Irradiance, despite the fact that -against the common sense- ice is a near black-body in the infrared wavelenght and humans mostly emit in the infrared spectrum, won't be appreciable by humans because of the little difference in temperature (37°C at maximum?), and the infinitesimal solid angle (steradian). I know that this question is marked as hard-science but i guess that's not really important for the OP to know decimal figures of the irradiated power if it's something negligible in real life. Moreover, a simple 1.2m high bush 1m far from the person will shield him from any possible effect.


Make the air cold at twice the tower's height, but not decreasing until it is past the 1xheight of the tower, unless there is high wind, in which case make it cold air to 1x -wind speed, in 2xMph.

The ground would also be cold according to the diameter of the tower, according to how much contact it has with the ground. give the ground the coldness of the tower, out to the radius, decreasing out to the diameter.

Close enough.

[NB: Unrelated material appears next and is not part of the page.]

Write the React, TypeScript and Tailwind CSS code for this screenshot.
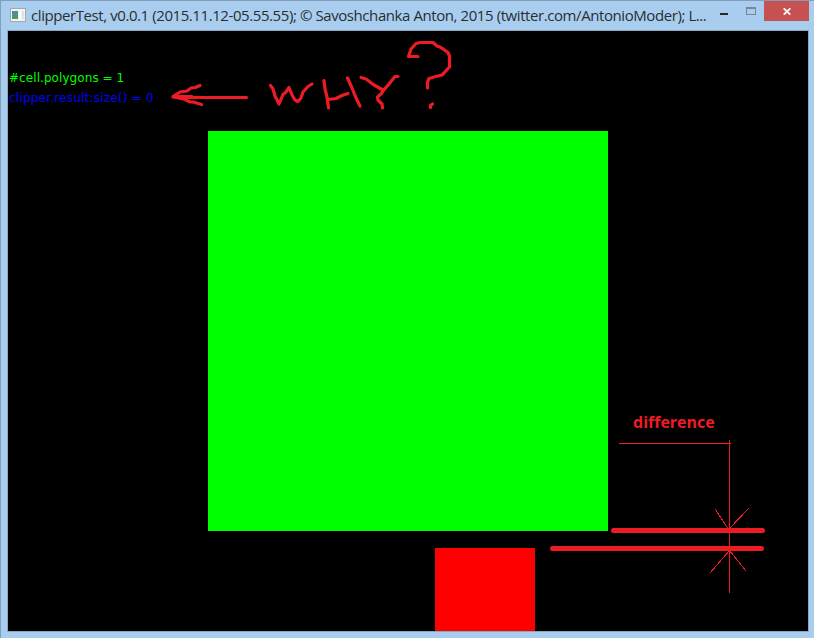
function AppIcon() {
  return (
    <svg className="shrink-0" width="16" height="14" viewBox="0 0 16 14" shapeRendering="crispEdges">
      <rect width="16" height="14" fill="#a4a9ad" />
      <rect x="1" y="1" width="14" height="12" fill="#f1f3f3" />
      <rect x="2" y="3" width="6" height="8" fill="#4c8fa0" />
      <rect x="2" y="7" width="6" height="4" fill="#459a70" />
      <rect x="2" y="3" width="3" height="4" fill="#5a83ac" />
      <rect x="9" y="3" width="2" height="8" fill="#ffffff" />
      <rect x="12" y="3" width="2" height="8" fill="#dde3e1" />
    </svg>
  );
}

function TitleBar() {
  return (
    <header className="flex h-[29px] items-start">
      <div className="flex h-full w-[708px] items-center gap-[5px] pb-px pl-[9px]">
        <AppIcon />
        <h1 className="w-[676px] shrink-0 whitespace-nowrap font-['Open_Sans','Noto_Sans',sans-serif] text-[15px] leading-5 tracking-[-0.42px] text-[#2a2d32]">
          clipperTest, v0.0.1 (2015.11.12-05.55.55); © Savoshchanka Anton, 2015 (twitter.com/AntonioModer); L...
        </h1>
      </div>
      <div className="ml-auto mr-[5px] flex h-5 shrink-0">
        <button aria-label="Minimize" className="flex w-[27px] justify-center pt-3">
          <span className="h-0.5 w-2 bg-[#25292e]" />
        </button>
        <button aria-label="Maximize" className="flex w-[27px] justify-center pt-1.5">
          <span className="h-2 w-2.5 border border-t-2 border-[#75879a]" />
        </button>
        <button aria-label="Close" className="flex w-[45px] items-center justify-center bg-[#c75050]">
          <svg width="8" height="7" viewBox="0 0 8 7">
            <path d="M.7 .3 7.3 6.7M7.3 .3 .7 6.7" stroke="#fff" strokeWidth="1.7" />
          </svg>
        </button>
      </div>
    </header>
  );
}

function Annotations() {
  return (
    <svg className="absolute inset-0" width="800" height="600" viewBox="8 31 800 600" fill="none" stroke="#ed1c24">
      <g strokeWidth="3.2" strokeLinecap="round" strokeLinejoin="round">
        <path d="M246.5 97.5H190L173 96.5L180 92L187 91L191 88L195 87.5L200 85.5M173 97L184 99L190 102H193L201.5 104.5M176 96.5L192 96.5" />
        <path d="M270.5 85.5L273 89L275 96L279 104L283 94.5L286 92L289 87.5L292 95L295 100L298 101.5L301 98L303 92L308 86.5L312 84" />
        <path d="M324 80.5L325 89L327 97L328.5 108M328 99.5L336 98.5L342 95.5L348 93.5M347.5 78L352 88L356 98L360 106" />
        <path d="M361 77.5L366 79L374 85L383 90M398 76.5H395L389 84L383 91L381 94L377.5 97L378 100L382 104L382.5 108" />
        <path d="M418 56.5H408.5L411 49L416 43.5L420 42.5H433L437 46L441 47.5L448 52.5L449.5 56V67L444 73L442 75L434 77L429 78.5L427.5 82V88M432.5 104L430.5 105.5V107.5" />
      </g>
      <g strokeWidth="5" strokeLinecap="round">
        <path d="M613.5 530.5H762.5M552.5 548.5H761.5" />
      </g>
      <g shapeRendering="crispEdges">
        <path d="M619 443.5H731M729.5 440V593M715.5 509.5L728.5 529.5M748.5 508.5L729.5 528.5M729.5 550.5L710 573M729.5 550.5L746 571" />
      </g>
    </svg>
  );
}

export default function App() {
  return (
    <div className="h-[638px] w-[814px] overflow-hidden border-l border-t border-[#829eb9] bg-[#a9cdee]">
      <TitleBar />
      <main className="ml-1.5 h-[602px] w-[802px] border border-[#89a7c1]">
        <div className="relative h-[600px] w-[800px] overflow-hidden bg-black">
          <div className="h-[100px] pt-[37px] font-['DejaVu_Sans',sans-serif] text-[12px] leading-5">
            <p className="w-fit whitespace-nowrap pl-px tracking-[0.07px] text-[#00ff00]">#cell.polygons = 1</p>
            <p className="w-fit whitespace-nowrap pl-px tracking-[0.21px] text-[#0000ff]">clipper.result:size() = 0</p>
          </div>
          <div className="ml-[200px] size-[400px] bg-[#00ff00]" />
          <div className="ml-[427px] mt-[17px] h-[83px] w-[100px] bg-[#ff0000]" />
          <Annotations />
          <span className="absolute left-[625px] top-[381px] font-['Open_Sans','Noto_Sans',sans-serif] text-[16px] font-bold leading-5 text-[#ed1c24]">
            difference
          </span>
        </div>
      </main>
    </div>
  );
}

You wouldn't want to try to do this by mass and diffusion. Keep it simple. No need to go crazy.


A short answer:

The effect will roughly be this: It will absorb heat from adjacent matter, that matter will also absorb heat from adjacent matter. And the tower will keep its temperature even though it's behaving as if it's quite cold. If everything on the planet would remain somewhat "constant", it could freeze the entire planet down to its own temperature. It could even eternally prevent the heat death of the universe... at least "officially."

However, our planet is not constant. Our sun will provide us with continuous energy, and the relatively hot winds will counteract that effect. The sunlight will also affect the area itself, and further diminish the freezing effect. The effect will have a gradual range, and it will depend on its heat conductivity, fixed temperature and mass. You can't go much into the "negative" heat as you can go into "positive" heat though (basically no limits to that) - however: Magic.

It wouldn't have a large effect on the surrounding environment, except maybe occasionally causing tornadoes and having snow instead of rainfall.